El tenue atardecer es un placer efímero; como él mismo. Una vista única y maravillosa por los sentimientos que puede evocar; el momento perfecto donde se puede dar paso a los pensamientos más profundos en los rincones oscuros de nuestra mente. ¿Arrepentimiento, nostalgia, melancolía; felicidad, gozo, realización? Es esa variabilidad de emociones la que hace que dicho momento sea tan mágico.
El día comúnmente se usa para trabajar, el momento donde el Sol hace rugir más su presencia y nos obligar a ser seres activos. La noche se hizo para descansar, y poder dar un merecido respiro ante el trabajo hecho en el día. Claro está, dichas normalidades no son universales. Hay gente que trabaja de noche y usa el día para descansar, pero lo que nunca cambia, es el encanto del atardecer.
En mi caso, es mi mejor aliciente. Poder tan siquiera presenciarlo hace el vivir cada día no sea tan agónico. Lo presencio mejor acompañado con un dulce cigarrillo y un par de cervezas, siendo mis más fieles y mejores acompañantes.

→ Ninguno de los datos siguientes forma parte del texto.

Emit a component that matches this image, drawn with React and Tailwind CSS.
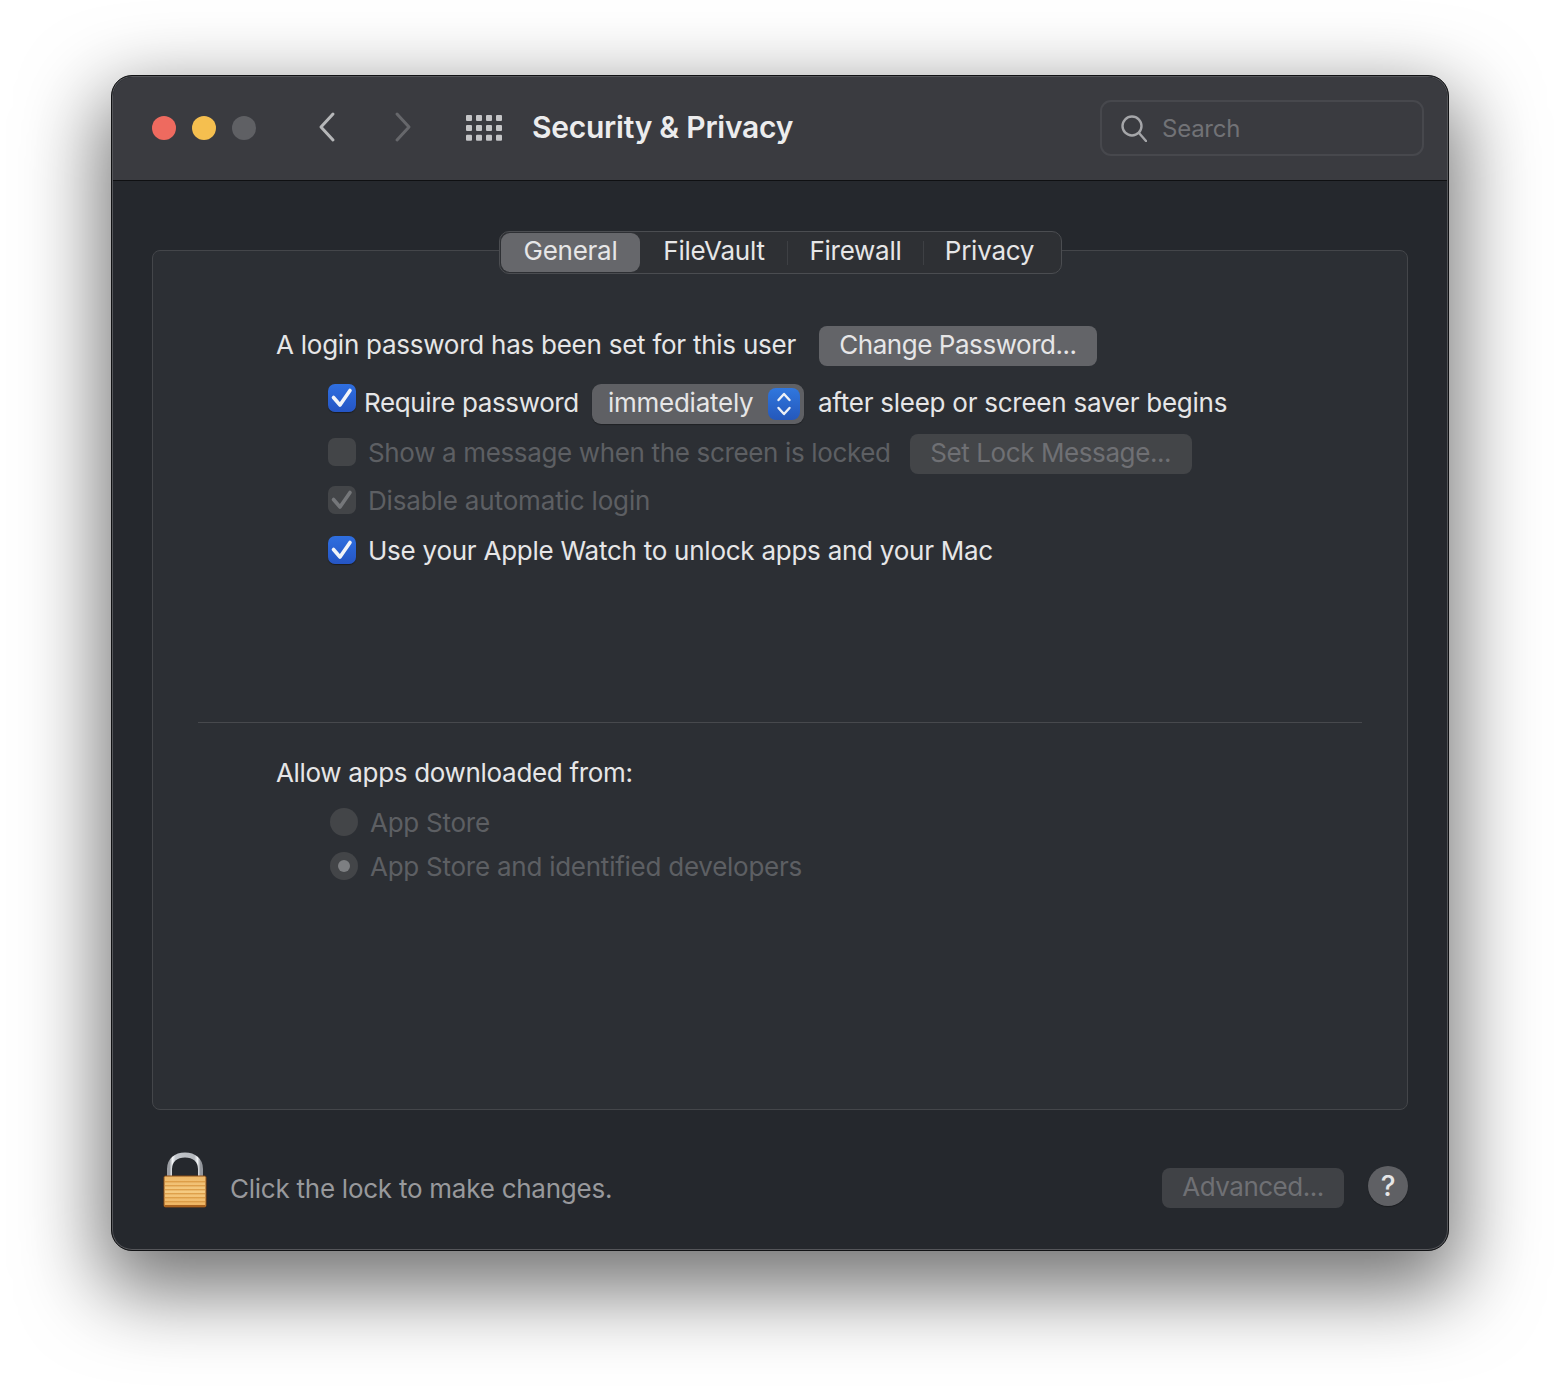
const font = "font-['Inter','Noto_Sans',sans-serif]";

function Tick({ color }) {
  return (
    <svg width="28" height="28" viewBox="0 0 28 28" fill="none" stroke={color} strokeWidth="3.6" strokeLinecap="round" strokeLinejoin="round">
      <path d="M5.5 13.5 L12 21 L22 6.5" />
    </svg>
  );
}

// blue or greyed out checkbox
function CheckBox({ state = "on", className = "" }) {
  if (state === "on") {
    return (
      <span className={`flex h-7 w-7 shrink-0 items-center justify-center rounded-[7px] bg-gradient-to-b from-[#2f6fe0] to-[#2555c4] shadow-[0_1px_1px_rgba(0,0,0,0.4)] ${className}`}>
        <Tick color="#f2f4f8" />
      </span>
    );
  }
  return (
    <span className={`flex h-7 w-7 shrink-0 items-center justify-center rounded-[7px] bg-[#434548] ${className}`}>
      {state === "dim" && <Tick color="#75777a" />}
    </span>
  );
}

function Radio({ selected }) {
  return (
    <span className="flex h-7 w-7 shrink-0 items-center justify-center rounded-full bg-[#434548]">
      {selected && <span className="h-3 w-3 rounded-full bg-[#7d7f82]" />}
    </span>
  );
}

function Lock() {
  return (
    <svg width="44" height="56" viewBox="0 0 44 56">
      <defs>
        <linearGradient id="shackle" x1="0" x2="1" y1="0" y2="0">
          <stop offset="0" stopColor="#9a9da2" />
          <stop offset="0.1" stopColor="#f6f8fa" />
          <stop offset="0.2" stopColor="#c3c7cc" />
          <stop offset="0.8" stopColor="#b4b8bd" />
          <stop offset="0.9" stopColor="#f2f4f6" />
          <stop offset="1" stopColor="#94979c" />
        </linearGradient>
        <linearGradient id="lockBody" x1="0" x2="0" y1="0" y2="1">
          <stop offset="0" stopColor="#edb767" />
          <stop offset="0.5" stopColor="#f5cb82" />
          <stop offset="1" stopColor="#eeb25e" />
        </linearGradient>
      </defs>
      <path d="M6.5 24 V17 C6.5 8 13 3 22 3 C31 3 37.5 8 37.5 17 V24" fill="none" stroke="url(#shackle)" strokeWidth="5" />
      <rect x="1" y="24" width="42" height="31" rx="1.5" fill="url(#lockBody)" stroke="#8a4d16" strokeWidth="1" />
      {[29, 33, 37, 41, 45, 49].map((y) => (
        <rect key={y} x="2" y={y} width="40" height="1.4" fill="#d8963f" opacity="0.8" />
      ))}
      <rect x="1.5" y="53" width="41" height="2" fill="#a8621f" />
    </svg>
  );
}

function AppsGrid() {
  const dots = [];
  for (let r = 0; r < 3; r++) {
    for (let c = 0; c < 4; c++) {
      dots.push(<rect key={`${r}-${c}`} x={c * 10} y={r * 9.9} width="6" height="6" rx="1" fill="#c4c5c7" />);
    }
  }
  return (
    <svg width="36" height="26" viewBox="0 0 36 26">
      {dots}
    </svg>
  );
}

export default function App() {
  return (
    <div className={`h-[1398px] w-[1560px] overflow-hidden bg-white pl-[111px] pt-[75px] tracking-[-0.25px] ${font}`}>
      <div className="flex h-[1176px] w-[1338px] flex-col rounded-[21px] border border-[#111214] bg-[#25282d] shadow-[0_30px_80px_10px_rgba(0,0,0,0.55),inset_0_0_0_1px_#55565a]">
        {/* title bar */}
        <div className="mx-px mt-px flex h-[104px] shrink-0 items-center rounded-t-[20px] border-b border-[#0f1012] bg-[#3a3b40] pb-[2px]">
          <div className="ml-[39px] flex gap-4">
            <span className="h-6 w-6 rounded-full bg-[#ee6a5f]" />
            <span className="h-6 w-6 rounded-full bg-[#f5bf4f]" />
            <span className="h-6 w-6 rounded-full bg-[#5f6064]" />
          </div>
          <svg width="20" height="32" viewBox="0 0 20 32" className="mb-[2px] ml-[61px]" fill="none" stroke="#b6b7b9" strokeWidth="3" strokeLinecap="round" strokeLinejoin="round">
            <path d="M16 3 L4 16 L16 29" />
          </svg>
          <svg width="20" height="32" viewBox="0 0 20 32" className="mb-[2px] ml-[56px]" fill="none" stroke="#66676b" strokeWidth="3" strokeLinecap="round" strokeLinejoin="round">
            <path d="M4 3 L16 16 L4 29" />
          </svg>
          <div className="ml-[53px] flex"><AppsGrid /></div>
          <span className="mb-[2px] ml-[30px] text-[30px] font-semibold leading-none tracking-[-0.25px] text-[#ececed]">Security &amp; Privacy</span>
          <div className="ml-auto mr-[23px] flex h-14 w-[324px] items-center rounded-[11px] border-2 border-[#47484d] pl-[19px]">
            <svg width="26" height="28" viewBox="0 0 26 28" fill="none" stroke="#a5a6a9" strokeWidth="2.4" strokeLinecap="round">
              <circle cx="11" cy="12" r="9.5" />
              <path d="M18 19 L25 27" />
            </svg>
            <span className="ml-[15px] mt-[3px] text-[24px] text-[#717276]">Search</span>
          </div>
        </div>

        {/* main */}
        <div className="mx-[40px] mt-[69px] h-[860px] rounded-[8px] border border-[#44464a] bg-[#2c2f34]">
          <div className="-mt-[20px] flex justify-center">
            <div className="flex h-[43px] w-[563px] items-center rounded-[10px] border border-[#4b4d51] bg-[#2e3034] pl-px text-[26px] text-[#e6e6e7]">
              <span className="flex h-[39px] w-[139px] items-center justify-center rounded-[9px] bg-[#66676b] pb-1 pl-px">General</span>
              <span className="flex w-[147px] justify-center pb-1 pl-[2px]">FileVault</span>
              <span className="h-6 w-px bg-[#3e4044]" />
              <span className="flex w-[135px] justify-center pb-1 pl-px">Firewall</span>
              <span className="h-6 w-px bg-[#3e4044]" />
              <span className="flex flex-1 justify-center pb-1 pr-[5px]">Privacy</span>
            </div>
          </div>

          <div className="pl-[123px] text-[26px]">
            <div className="mt-[52px] flex h-10 items-center text-[#e6e6e7]">
              <span className="pb-1">A login password has been set for this user</span>
              <span className="ml-[23px] flex h-10 w-[278px] items-center justify-center rounded-[8px] bg-[#636468] pb-1 tracking-[-0.45px]">Change Password...</span>
            </div>

            <div className="ml-[52px] mt-[18px] flex h-10 items-center text-[#e6e6e7]">
              <CheckBox className="-mt-[12px]" />
              <span className="ml-2 pb-1 tracking-[-0.37px]">Require password</span>
              <span className="ml-[13px] flex h-10 w-[212px] items-center justify-between rounded-[9px] bg-[#5f6064] pl-4 pr-1 shadow-[0_1px_1px_rgba(0,0,0,0.3)]">
                <span className="pb-1">immediately</span>
                <span className="flex h-8 w-8 items-center justify-center rounded-[8px] bg-gradient-to-b from-[#3077de] to-[#2558bb]">
                  <svg width="16" height="28" viewBox="0 0 16 28" fill="none" stroke="#eef1f6" strokeWidth="2.4" strokeLinecap="round" strokeLinejoin="round">
                    <path d="M2.5 10 L8 4 L13.5 10" />
                    <path d="M2.5 18 L8 24 L13.5 18" />
                  </svg>
                </span>
              </span>
              <span className="ml-[14px] pb-1">after sleep or screen saver begins</span>
            </div>

            <div className="ml-[52px] mt-[10px] flex h-10 items-center text-[#5d5f63]">
              <CheckBox state="off" className="-mt-[4px]" />
              <span className="ml-3 pb-1 tracking-[-0.35px]">Show a message when the screen is locked</span>
              <span className="ml-[19px] flex h-10 w-[282px] items-center justify-center rounded-[8px] bg-[#434548] pb-1 tracking-[-0.4px] text-[#6f7074]">Set Lock Message...</span>
            </div>

            <div className="ml-[52px] mt-[13px] flex h-7 items-center text-[#5d5f63]">
              <CheckBox state="dim" className="-mt-[2px]" />
              <span className="ml-3 pb-[2px] tracking-[-0.15px]">Disable automatic login</span>
            </div>

            <div className="ml-[52px] mt-[22px] flex h-7 items-center text-[#e6e6e7]">
              <CheckBox className="-mt-[2px]" />
              <span className="ml-3 pb-[2px]">Use your Apple Watch to unlock apps and your Mac</span>
            </div>
          </div>

          <div className="mx-[45px] mt-[157px] h-px bg-[#47494d]" />

          <div className="pl-[123px] text-[26px]">
            <div className="mt-[36px] flex h-7 items-center pb-[2px] tracking-[-0.32px] text-[#e6e6e7]">Allow apps downloaded from:</div>
            <div className="ml-[54px] mt-[21px] flex h-7 items-center text-[#5d5f63]">
              <Radio />
              <span className="ml-3">App Store</span>
            </div>
            <div className="ml-[54px] mt-4 flex h-7 items-center text-[#5d5f63]">
              <Radio selected />
              <span className="ml-3">App Store and identified developers</span>
            </div>
          </div>
        </div>

        {/* footer */}
        <div className="flex flex-1 items-start pl-[51px] pr-[40px] pt-[42px]">
          <Lock />
          <span className="ml-[23px] mt-[21px] text-[26px] leading-[32px] text-[#98999c]">Click the lock to make changes.</span>
          <span className="ml-auto mt-[16px] flex h-10 w-[182px] items-center justify-center rounded-[8px] bg-[#404246] pb-1 text-[26px] tracking-[-0.5px] text-[#6f7074]">Advanced...</span>
          <span className="ml-6 mt-[14px] flex h-10 w-10 items-center justify-center rounded-full bg-[#5f6064] text-[28px] font-medium text-[#e6e6e7] shadow-[0_1px_1px_rgba(0,0,0,0.3)]">?</span>
        </div>
      </div>
    </div>
  );
}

No niego la belleza de poder presenciarlo con una persona cercana, pero para mí, ese instante donde el sol procede a ocultarse, dando sus últimos atisbos de luz durante ese día, es un momento que he podido apreciar más estando solo; un momento único que, por breves instantes, hace que mis hombros se relajen y me permiten soltar un largo y tendido suspiro. La gracia del atardecer radica en su corta duración, si tuviese un tiempo más prolongado no tendría el mismo efecto, porque el placer que brinda este yace en su belleza indescriptible. Espero poder seguir presenciándolo; después de todo, es necesario para la cordura poder tener dichos momentos.